# EXERCISE DETAILS
Count how many lines contain the word "this". Respond with the number alone.

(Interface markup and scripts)
━━━━━━━━━━

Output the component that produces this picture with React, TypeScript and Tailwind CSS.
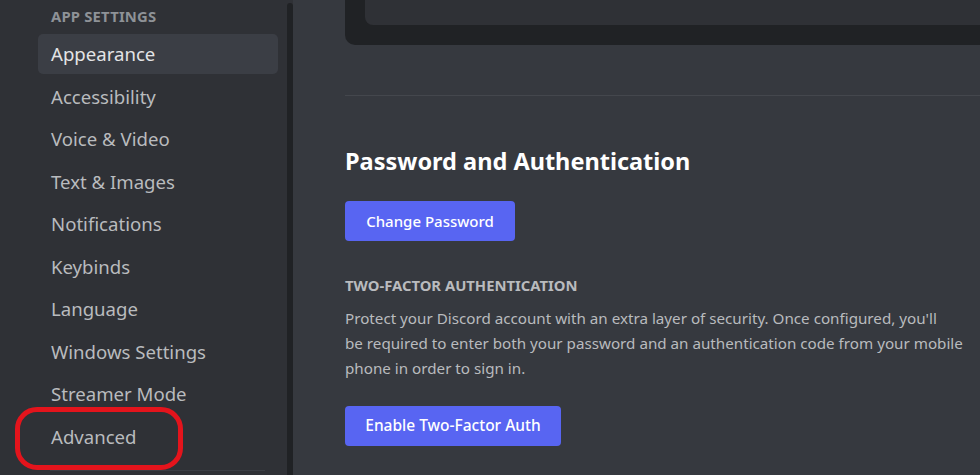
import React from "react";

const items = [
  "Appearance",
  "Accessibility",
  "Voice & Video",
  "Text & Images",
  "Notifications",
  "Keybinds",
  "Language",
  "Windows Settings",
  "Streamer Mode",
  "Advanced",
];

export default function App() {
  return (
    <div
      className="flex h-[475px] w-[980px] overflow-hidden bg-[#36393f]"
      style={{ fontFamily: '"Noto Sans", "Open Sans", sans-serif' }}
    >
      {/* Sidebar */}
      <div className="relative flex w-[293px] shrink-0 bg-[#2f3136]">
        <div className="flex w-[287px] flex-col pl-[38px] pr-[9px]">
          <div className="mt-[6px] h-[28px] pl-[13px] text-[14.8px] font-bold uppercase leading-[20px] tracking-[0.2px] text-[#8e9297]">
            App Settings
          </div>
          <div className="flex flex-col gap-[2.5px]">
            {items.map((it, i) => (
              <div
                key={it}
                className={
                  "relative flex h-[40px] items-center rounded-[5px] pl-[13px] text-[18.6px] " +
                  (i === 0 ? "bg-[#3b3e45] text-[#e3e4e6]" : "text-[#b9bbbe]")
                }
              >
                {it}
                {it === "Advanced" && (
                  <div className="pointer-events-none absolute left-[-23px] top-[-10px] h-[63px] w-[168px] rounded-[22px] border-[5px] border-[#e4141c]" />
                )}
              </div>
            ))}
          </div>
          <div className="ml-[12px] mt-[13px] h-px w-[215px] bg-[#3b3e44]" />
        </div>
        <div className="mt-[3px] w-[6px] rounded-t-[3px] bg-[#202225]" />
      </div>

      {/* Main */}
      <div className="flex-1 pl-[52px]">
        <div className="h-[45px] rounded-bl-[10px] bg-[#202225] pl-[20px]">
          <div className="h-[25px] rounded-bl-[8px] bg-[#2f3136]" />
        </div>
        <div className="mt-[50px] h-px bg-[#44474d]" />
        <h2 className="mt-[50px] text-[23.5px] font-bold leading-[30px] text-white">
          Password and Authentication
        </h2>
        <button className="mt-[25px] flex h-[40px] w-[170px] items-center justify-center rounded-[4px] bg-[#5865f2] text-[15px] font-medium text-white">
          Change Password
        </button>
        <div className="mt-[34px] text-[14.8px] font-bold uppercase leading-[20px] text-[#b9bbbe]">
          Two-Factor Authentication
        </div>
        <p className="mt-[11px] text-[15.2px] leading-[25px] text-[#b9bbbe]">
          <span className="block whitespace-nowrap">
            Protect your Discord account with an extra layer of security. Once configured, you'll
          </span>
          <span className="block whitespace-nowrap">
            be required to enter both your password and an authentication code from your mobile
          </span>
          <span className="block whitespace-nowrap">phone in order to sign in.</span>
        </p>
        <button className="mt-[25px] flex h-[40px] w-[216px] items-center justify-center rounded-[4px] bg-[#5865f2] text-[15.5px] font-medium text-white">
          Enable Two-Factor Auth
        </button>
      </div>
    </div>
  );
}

━━━━━━━━━━

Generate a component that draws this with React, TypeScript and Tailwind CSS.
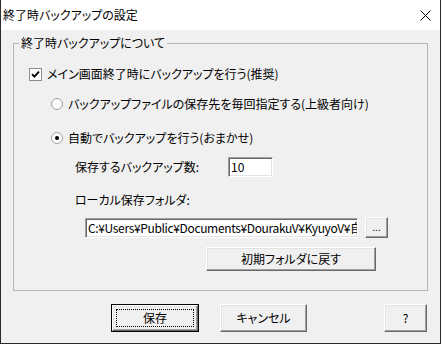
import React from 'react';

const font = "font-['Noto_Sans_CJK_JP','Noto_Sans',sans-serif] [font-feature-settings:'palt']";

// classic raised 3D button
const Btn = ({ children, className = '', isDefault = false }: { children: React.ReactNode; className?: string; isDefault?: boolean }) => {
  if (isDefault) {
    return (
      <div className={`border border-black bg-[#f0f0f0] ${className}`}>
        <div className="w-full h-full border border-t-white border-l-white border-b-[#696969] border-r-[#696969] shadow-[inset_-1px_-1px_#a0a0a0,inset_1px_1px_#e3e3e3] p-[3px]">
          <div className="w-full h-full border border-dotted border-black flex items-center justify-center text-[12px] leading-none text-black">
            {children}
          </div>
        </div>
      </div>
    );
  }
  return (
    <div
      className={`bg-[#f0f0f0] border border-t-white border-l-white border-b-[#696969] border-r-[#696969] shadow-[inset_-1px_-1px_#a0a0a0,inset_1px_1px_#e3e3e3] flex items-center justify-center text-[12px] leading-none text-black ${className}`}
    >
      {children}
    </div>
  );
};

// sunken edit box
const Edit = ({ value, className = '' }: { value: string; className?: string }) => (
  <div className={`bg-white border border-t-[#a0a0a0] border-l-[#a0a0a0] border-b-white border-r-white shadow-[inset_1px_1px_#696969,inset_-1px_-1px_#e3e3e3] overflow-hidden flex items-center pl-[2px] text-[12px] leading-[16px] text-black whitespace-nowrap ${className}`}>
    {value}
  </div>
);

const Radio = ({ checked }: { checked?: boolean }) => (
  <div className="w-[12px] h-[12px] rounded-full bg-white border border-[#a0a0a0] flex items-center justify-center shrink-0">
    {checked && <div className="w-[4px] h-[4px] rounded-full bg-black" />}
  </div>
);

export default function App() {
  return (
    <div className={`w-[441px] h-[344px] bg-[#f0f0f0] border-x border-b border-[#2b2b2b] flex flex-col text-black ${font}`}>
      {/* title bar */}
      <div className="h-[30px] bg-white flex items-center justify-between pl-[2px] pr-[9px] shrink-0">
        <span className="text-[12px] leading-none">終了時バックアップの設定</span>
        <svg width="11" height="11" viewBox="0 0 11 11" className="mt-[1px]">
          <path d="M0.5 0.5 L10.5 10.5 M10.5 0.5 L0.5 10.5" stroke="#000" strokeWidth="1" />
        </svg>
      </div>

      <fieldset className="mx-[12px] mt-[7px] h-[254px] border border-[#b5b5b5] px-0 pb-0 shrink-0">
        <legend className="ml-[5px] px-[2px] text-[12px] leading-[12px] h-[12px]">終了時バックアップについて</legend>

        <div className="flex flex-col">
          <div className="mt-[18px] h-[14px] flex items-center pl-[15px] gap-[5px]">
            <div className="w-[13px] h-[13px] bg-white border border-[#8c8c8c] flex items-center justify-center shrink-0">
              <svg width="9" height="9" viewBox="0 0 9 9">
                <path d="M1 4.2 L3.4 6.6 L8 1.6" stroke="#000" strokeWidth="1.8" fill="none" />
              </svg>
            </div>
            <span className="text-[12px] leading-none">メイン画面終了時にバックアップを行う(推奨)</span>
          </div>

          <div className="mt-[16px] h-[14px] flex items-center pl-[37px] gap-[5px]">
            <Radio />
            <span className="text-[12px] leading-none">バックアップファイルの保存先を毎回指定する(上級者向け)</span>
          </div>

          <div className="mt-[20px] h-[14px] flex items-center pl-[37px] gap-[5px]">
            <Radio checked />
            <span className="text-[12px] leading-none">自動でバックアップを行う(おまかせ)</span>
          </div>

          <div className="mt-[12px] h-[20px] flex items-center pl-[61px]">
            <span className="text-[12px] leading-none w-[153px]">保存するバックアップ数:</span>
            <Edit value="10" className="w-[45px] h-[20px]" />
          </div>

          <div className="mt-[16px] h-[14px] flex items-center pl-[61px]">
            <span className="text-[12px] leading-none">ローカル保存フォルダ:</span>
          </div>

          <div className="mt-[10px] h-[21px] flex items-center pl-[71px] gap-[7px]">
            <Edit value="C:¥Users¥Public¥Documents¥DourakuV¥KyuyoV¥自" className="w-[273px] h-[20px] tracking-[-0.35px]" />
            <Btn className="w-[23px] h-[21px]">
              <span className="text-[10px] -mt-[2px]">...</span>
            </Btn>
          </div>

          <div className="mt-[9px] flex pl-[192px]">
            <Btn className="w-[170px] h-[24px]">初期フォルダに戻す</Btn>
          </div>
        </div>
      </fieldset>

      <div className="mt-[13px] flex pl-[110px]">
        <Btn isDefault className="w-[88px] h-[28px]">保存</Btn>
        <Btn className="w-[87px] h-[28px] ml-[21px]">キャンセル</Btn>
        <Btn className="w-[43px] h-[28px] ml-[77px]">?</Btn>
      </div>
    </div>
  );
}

━━━━━━━━━━

# RIGHT ANSWER
2